Instructions to follow.
Gather all lines from the material that contain "styles".

Extracted information.
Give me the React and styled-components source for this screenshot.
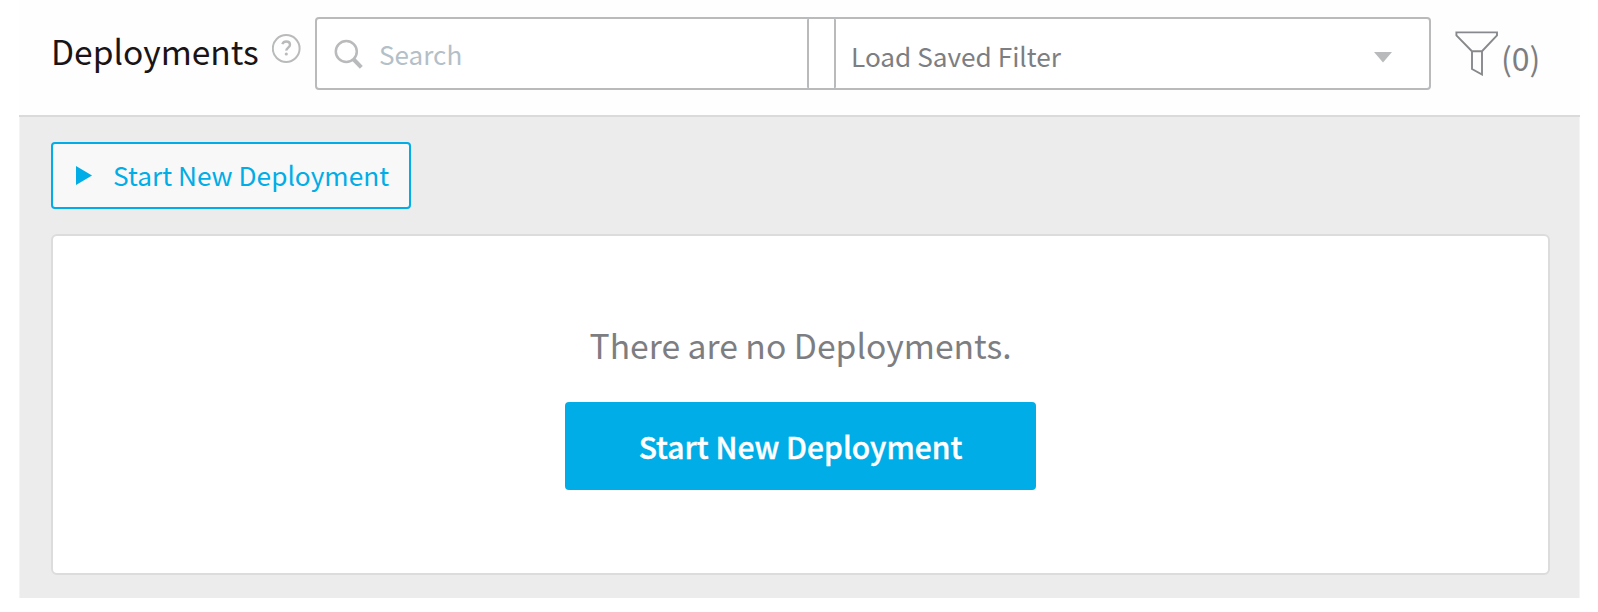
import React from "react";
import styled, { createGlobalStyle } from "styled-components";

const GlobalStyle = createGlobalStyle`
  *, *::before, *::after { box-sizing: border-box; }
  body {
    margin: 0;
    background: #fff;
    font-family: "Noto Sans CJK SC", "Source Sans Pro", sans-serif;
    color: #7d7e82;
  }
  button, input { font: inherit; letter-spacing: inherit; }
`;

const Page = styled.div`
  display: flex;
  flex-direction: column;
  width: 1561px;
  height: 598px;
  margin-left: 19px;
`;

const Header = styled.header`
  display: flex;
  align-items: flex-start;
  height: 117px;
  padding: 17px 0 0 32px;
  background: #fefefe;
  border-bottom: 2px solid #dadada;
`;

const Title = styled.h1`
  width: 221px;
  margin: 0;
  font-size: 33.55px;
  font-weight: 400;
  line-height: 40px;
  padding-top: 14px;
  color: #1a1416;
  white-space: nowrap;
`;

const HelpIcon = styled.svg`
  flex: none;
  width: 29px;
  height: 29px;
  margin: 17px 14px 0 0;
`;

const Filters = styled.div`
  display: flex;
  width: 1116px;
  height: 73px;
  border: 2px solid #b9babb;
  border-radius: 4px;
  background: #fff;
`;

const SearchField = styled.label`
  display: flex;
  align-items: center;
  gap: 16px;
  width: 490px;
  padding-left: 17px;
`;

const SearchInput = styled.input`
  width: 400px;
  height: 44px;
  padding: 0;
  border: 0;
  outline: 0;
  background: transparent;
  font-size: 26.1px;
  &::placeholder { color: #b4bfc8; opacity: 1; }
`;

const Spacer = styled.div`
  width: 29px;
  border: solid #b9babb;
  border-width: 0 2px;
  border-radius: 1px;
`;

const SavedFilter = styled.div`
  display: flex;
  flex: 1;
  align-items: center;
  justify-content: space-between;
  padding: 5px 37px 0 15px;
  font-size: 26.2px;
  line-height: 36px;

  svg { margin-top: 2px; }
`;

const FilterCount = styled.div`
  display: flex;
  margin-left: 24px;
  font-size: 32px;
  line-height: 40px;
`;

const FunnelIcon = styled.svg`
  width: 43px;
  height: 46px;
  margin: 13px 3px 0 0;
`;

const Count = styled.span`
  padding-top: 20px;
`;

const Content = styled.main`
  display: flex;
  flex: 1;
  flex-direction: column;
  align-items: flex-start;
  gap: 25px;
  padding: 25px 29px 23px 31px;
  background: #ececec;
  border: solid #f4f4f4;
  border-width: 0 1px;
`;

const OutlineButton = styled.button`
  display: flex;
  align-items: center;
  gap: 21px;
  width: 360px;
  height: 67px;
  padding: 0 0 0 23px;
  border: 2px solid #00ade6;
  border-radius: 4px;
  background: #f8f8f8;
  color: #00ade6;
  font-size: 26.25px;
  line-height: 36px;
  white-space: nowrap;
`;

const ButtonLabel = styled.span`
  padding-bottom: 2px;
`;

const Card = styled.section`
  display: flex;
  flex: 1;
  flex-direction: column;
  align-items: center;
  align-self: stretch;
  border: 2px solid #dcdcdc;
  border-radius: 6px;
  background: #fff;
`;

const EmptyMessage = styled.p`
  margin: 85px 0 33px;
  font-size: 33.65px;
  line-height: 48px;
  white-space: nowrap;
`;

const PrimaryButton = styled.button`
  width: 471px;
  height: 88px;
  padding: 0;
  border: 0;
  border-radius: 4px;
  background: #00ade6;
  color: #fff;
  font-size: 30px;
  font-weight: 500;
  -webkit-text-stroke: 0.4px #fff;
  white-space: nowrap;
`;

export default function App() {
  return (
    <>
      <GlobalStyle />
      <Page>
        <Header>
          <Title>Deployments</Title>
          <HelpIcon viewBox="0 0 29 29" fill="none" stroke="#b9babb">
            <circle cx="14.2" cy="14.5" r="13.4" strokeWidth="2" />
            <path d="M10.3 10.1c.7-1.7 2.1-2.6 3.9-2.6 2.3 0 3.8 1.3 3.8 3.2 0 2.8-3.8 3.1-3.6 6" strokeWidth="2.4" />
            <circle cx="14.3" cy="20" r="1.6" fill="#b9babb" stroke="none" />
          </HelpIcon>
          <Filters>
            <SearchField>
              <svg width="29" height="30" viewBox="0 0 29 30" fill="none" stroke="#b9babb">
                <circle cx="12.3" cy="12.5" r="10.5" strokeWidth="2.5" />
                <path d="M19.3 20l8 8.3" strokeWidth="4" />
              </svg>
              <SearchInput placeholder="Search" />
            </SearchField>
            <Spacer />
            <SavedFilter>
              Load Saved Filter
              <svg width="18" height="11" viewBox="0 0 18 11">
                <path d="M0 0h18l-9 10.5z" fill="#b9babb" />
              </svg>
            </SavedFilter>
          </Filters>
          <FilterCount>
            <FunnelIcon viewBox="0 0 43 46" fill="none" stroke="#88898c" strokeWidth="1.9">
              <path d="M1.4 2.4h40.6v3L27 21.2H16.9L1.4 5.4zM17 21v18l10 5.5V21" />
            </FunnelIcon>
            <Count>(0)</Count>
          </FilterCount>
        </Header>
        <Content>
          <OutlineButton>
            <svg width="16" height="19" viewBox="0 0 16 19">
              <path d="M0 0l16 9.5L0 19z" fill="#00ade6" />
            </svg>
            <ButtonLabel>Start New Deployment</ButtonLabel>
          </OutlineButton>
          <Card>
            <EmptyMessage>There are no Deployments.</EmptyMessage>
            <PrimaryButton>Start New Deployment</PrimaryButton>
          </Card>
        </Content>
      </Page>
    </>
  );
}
...
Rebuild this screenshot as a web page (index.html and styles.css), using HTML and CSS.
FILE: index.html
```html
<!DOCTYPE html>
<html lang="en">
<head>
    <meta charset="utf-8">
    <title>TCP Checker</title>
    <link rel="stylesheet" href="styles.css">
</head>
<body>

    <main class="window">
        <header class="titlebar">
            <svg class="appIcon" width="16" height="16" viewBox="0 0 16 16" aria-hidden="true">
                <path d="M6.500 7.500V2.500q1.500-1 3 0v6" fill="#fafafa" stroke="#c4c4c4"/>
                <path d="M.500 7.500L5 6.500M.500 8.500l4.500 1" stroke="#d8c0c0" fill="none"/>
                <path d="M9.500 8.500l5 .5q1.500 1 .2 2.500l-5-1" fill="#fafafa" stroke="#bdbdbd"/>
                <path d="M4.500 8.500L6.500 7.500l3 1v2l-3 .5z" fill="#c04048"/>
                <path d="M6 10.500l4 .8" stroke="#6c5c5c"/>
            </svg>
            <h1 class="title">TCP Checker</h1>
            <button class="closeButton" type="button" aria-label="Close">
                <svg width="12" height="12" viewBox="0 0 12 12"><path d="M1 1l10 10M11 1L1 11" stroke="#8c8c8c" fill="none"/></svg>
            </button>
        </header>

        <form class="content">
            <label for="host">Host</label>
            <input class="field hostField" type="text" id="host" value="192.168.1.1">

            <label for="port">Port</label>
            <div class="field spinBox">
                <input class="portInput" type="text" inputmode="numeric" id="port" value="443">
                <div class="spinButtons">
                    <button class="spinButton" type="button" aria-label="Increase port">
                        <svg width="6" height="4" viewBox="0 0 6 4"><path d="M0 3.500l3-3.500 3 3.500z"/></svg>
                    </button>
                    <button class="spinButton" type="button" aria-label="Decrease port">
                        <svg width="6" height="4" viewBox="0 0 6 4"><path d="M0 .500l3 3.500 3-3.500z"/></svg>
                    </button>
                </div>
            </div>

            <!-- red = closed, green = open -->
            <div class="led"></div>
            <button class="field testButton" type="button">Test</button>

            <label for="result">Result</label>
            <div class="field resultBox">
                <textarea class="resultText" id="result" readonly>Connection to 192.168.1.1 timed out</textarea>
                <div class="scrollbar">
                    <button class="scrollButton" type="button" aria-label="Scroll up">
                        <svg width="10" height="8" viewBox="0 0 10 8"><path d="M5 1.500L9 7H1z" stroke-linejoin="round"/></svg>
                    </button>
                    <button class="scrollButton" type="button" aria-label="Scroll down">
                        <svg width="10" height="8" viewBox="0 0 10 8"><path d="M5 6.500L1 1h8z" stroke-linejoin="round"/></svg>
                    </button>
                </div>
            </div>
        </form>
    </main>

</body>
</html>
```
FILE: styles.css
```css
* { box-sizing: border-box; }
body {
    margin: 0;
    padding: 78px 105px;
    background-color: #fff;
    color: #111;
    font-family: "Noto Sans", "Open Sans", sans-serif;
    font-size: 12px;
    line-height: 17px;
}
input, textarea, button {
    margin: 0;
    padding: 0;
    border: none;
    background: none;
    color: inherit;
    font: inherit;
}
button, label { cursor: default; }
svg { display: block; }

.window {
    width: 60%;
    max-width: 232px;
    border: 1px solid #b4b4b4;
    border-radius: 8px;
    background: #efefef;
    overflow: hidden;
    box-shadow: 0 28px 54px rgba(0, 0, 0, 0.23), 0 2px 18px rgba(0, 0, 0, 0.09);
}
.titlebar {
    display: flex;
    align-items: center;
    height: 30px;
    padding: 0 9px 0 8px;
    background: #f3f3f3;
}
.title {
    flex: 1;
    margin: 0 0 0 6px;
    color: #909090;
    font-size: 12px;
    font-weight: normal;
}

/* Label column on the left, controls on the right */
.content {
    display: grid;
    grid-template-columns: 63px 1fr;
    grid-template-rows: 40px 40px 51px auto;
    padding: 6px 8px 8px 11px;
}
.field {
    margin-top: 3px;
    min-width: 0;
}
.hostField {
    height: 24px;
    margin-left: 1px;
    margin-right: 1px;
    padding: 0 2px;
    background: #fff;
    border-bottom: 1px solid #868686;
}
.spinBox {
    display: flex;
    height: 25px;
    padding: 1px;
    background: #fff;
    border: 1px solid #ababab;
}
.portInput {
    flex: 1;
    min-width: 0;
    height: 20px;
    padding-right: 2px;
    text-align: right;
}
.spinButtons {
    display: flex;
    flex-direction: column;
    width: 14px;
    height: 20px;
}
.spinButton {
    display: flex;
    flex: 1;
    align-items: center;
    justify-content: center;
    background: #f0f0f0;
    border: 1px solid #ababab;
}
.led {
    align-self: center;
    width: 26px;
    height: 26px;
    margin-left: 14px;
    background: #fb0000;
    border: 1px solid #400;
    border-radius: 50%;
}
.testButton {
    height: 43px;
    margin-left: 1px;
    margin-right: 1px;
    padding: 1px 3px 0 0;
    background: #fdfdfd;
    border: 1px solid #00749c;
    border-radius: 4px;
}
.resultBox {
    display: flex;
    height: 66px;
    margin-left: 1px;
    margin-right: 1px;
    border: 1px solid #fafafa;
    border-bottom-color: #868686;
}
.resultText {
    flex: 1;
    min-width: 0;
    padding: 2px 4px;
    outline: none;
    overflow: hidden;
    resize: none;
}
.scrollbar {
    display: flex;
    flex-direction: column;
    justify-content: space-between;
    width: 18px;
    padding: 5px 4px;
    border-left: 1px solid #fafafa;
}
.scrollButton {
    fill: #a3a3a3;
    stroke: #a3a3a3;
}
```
...
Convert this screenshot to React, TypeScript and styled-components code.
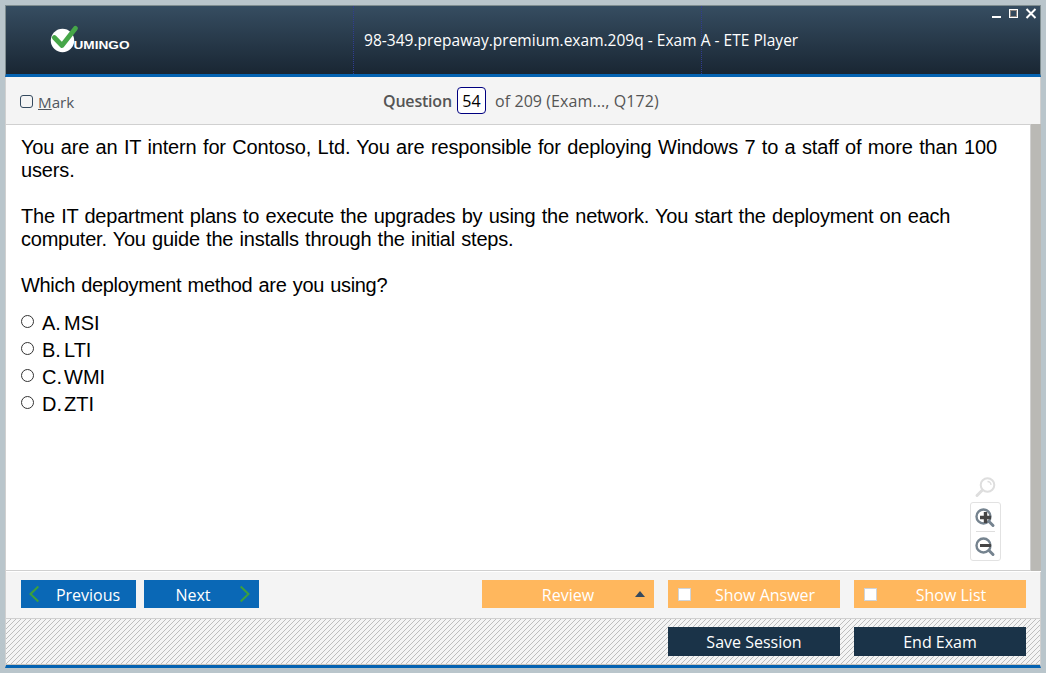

Solution to this exercise.
Rebuild this screenshot as a web page (index.html and styles.css), using HTML and CSS.
    <link rel="stylesheet" href="styles.css">
FILE: styles.css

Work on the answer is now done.